After the ill-fated Motion Picture-project, Abel oversaw the company's productions of the VFX for High Fidelity (1982), Disney's critically acclaimed TRON (1982), Breakin' (1984), the LaserDisc videogame Cube Quest (1983), and Steven Spielberg's television series Amazing Stories (1985-1986). In 1986 RA&A entered into a merger with Toronto-based Omnibus Computer Graphics, Inc., but went out of business the following year as Omnibus defaulted on its investment.
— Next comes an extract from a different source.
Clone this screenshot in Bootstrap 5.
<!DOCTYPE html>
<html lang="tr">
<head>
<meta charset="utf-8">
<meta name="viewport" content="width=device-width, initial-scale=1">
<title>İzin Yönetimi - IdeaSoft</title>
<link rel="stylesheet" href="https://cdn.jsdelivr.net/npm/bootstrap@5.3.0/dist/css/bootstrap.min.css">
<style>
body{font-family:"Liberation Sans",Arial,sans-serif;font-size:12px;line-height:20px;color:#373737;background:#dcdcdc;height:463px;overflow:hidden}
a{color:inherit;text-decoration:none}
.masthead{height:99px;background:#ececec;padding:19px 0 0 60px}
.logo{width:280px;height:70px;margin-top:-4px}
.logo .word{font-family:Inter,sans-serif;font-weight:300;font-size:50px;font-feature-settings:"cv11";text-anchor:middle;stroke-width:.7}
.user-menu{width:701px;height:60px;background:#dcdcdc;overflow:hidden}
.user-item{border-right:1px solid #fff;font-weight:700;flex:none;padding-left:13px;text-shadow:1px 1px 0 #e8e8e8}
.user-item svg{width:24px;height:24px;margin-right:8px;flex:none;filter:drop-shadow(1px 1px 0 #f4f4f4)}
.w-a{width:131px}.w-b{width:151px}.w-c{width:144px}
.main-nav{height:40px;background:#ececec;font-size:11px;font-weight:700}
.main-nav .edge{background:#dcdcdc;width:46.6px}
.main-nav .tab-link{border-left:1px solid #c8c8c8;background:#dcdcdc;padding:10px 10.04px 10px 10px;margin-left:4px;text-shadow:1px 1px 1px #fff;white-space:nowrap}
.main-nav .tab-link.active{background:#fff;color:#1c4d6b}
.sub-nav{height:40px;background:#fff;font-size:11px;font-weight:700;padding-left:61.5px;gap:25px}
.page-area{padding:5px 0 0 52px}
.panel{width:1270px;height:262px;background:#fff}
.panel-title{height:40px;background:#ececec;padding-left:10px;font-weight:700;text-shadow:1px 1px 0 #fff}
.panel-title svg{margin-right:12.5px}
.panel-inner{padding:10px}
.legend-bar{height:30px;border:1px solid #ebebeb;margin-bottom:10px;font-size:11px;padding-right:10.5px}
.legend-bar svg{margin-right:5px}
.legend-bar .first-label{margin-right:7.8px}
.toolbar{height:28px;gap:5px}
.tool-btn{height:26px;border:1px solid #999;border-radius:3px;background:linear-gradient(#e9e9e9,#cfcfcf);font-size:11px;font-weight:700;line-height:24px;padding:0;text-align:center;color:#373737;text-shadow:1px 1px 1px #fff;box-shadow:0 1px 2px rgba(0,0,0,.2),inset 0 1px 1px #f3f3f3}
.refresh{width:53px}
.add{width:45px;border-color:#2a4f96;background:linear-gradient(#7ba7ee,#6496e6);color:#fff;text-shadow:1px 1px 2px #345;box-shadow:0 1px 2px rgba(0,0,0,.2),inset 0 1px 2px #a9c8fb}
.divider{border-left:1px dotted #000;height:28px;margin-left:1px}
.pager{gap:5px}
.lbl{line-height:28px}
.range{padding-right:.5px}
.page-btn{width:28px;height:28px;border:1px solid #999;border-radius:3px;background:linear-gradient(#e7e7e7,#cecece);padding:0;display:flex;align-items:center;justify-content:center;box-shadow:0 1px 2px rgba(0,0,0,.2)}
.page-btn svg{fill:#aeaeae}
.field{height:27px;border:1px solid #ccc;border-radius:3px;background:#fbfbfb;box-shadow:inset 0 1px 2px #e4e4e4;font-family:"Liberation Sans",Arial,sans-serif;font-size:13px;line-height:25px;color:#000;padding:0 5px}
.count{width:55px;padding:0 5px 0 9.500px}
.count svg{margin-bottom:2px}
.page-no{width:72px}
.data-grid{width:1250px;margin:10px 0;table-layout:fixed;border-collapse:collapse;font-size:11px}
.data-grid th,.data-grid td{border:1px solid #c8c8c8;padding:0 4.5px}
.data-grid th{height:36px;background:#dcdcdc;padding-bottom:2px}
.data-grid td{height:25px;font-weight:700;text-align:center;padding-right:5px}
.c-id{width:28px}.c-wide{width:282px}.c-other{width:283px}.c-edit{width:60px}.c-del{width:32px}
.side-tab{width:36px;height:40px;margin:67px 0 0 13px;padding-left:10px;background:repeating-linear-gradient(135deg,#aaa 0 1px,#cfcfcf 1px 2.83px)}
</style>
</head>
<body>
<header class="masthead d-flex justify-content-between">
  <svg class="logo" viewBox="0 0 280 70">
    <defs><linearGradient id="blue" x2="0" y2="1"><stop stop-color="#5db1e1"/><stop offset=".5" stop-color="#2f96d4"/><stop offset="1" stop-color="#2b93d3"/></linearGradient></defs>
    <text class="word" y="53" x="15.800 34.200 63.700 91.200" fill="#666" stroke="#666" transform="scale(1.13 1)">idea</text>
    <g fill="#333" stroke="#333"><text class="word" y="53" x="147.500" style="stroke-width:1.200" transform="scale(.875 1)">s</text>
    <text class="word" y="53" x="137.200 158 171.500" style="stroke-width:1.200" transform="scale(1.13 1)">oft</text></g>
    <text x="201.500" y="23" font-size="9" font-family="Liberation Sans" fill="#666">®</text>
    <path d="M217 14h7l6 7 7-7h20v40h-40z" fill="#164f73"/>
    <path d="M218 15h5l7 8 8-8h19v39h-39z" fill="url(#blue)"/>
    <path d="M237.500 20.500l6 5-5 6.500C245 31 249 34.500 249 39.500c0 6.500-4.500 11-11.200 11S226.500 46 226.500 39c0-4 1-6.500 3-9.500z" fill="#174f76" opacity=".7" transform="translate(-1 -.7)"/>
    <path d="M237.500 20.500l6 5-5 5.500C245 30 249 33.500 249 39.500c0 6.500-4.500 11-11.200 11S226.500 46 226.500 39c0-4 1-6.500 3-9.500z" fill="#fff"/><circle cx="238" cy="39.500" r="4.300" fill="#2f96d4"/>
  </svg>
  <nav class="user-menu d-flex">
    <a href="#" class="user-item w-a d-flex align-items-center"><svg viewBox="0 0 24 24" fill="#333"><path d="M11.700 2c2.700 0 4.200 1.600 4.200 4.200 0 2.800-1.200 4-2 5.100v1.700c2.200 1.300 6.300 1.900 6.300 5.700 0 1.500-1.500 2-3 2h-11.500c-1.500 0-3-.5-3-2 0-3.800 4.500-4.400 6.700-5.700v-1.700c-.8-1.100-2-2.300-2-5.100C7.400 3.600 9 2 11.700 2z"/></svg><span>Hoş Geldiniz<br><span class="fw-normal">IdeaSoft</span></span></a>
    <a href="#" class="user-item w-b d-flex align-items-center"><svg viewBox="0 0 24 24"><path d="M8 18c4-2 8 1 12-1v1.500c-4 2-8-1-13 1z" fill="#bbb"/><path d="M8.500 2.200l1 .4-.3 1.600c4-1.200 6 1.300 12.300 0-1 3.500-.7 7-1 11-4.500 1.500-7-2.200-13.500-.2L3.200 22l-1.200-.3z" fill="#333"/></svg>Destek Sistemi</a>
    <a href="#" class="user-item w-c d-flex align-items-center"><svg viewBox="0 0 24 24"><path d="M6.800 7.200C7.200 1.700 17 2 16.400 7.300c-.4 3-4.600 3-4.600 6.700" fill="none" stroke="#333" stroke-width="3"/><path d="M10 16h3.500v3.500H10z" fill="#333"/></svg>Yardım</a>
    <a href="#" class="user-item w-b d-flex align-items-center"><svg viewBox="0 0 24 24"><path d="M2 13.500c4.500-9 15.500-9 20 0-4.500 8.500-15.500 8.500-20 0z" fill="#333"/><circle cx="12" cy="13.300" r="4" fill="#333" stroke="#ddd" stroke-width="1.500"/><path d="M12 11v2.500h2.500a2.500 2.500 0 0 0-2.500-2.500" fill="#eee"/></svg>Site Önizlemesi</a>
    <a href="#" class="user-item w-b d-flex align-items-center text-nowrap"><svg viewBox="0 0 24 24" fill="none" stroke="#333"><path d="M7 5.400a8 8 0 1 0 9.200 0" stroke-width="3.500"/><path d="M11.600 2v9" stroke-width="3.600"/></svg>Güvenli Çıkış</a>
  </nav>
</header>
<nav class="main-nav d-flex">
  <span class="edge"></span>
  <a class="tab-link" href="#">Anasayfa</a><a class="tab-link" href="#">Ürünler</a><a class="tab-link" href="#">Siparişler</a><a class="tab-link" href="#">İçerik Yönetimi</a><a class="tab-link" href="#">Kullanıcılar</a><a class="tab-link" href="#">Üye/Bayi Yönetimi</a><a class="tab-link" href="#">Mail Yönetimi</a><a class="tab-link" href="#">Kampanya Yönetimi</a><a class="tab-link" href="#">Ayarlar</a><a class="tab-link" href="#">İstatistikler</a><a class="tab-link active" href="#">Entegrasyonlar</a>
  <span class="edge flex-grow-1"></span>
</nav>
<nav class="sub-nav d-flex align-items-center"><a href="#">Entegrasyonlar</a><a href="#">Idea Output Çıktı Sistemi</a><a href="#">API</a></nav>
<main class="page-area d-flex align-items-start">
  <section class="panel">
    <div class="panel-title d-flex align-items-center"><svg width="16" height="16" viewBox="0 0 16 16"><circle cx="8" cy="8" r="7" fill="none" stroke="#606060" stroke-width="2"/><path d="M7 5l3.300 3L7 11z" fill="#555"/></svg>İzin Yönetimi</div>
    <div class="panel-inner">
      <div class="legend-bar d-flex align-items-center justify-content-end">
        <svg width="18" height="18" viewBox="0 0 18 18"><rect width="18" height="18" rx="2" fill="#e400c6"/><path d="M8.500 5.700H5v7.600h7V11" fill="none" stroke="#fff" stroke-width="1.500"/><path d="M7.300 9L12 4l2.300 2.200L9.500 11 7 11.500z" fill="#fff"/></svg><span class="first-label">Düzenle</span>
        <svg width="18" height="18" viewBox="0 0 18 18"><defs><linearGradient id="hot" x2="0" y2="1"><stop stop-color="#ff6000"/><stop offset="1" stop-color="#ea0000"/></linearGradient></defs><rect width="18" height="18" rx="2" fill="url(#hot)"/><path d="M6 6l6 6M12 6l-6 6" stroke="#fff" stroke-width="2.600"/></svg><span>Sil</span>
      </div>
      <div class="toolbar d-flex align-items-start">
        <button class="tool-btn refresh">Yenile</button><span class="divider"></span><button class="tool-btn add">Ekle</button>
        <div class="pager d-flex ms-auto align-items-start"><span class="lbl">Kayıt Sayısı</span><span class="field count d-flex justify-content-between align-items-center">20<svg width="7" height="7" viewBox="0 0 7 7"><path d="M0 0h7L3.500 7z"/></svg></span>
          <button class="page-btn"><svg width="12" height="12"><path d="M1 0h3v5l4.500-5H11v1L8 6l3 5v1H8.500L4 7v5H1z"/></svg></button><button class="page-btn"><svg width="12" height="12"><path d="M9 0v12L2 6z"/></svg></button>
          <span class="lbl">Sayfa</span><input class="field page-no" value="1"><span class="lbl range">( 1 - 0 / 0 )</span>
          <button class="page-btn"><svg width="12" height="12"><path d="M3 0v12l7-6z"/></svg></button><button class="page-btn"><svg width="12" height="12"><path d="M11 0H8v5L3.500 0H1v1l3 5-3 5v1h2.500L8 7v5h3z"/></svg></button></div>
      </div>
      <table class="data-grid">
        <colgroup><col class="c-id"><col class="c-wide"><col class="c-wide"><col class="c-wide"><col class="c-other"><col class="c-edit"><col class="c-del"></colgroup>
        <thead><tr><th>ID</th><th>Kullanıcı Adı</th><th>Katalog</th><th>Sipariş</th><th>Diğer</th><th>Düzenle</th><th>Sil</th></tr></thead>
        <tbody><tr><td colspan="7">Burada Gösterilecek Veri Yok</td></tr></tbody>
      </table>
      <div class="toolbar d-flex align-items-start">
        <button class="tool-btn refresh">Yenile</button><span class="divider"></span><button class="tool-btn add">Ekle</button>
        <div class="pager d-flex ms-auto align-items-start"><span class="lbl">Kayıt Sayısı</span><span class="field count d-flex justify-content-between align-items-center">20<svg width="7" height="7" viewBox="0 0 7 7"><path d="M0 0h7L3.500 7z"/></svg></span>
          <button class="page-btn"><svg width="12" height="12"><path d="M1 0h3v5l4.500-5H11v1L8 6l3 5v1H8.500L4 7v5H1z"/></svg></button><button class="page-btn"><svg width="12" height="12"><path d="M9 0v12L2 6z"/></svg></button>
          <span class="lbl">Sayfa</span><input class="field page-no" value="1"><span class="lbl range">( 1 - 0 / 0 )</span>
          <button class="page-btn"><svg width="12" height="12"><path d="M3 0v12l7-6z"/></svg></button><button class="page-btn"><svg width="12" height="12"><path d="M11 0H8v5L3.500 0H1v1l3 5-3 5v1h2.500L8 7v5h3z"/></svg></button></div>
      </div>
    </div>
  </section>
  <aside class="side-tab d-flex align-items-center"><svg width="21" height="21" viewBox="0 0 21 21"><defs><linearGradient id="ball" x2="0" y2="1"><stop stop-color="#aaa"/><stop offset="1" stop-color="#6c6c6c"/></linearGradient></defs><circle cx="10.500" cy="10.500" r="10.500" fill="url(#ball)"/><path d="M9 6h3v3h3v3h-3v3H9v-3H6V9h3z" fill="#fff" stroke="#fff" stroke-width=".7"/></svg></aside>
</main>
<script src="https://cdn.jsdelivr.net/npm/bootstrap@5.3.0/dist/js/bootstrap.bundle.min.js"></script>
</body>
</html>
Afterwards, Abel returned to his Writer/Producer roots and chalked up a few more credits as such with productions like The Mind's Eye (1990) and Quincy Jones on Jazz (1994).

Robert Abel's pioneering VFX work did not go unnoticed as he did receive a 1985 "(Annie Award:) Winsor McCay Award" as well as a posthumous 2005 Georges Méliès Award, which was accepted on his behalf by daughter Marah. [7] Additionally, when instituted in 2017, Abel was among the first VFX specialists to be inducted into The Visual Effects Society's "Hall of Fame" (the same organization that awarded him the honorary Georges Méliès Award twelve years earlier), indicative of his further rehabilitation as a VFX visionary. [8]

Abel himself passed away in late September 2001, at the age of 64. In hindsight, it was the above quoted former associate who unwittingly provided Abel, directly after The Motion Picture in February 1979, with the perhaps most fitting coda, "He's blown it. He could have been off and running like another Disney, but he blew the golden opportunity."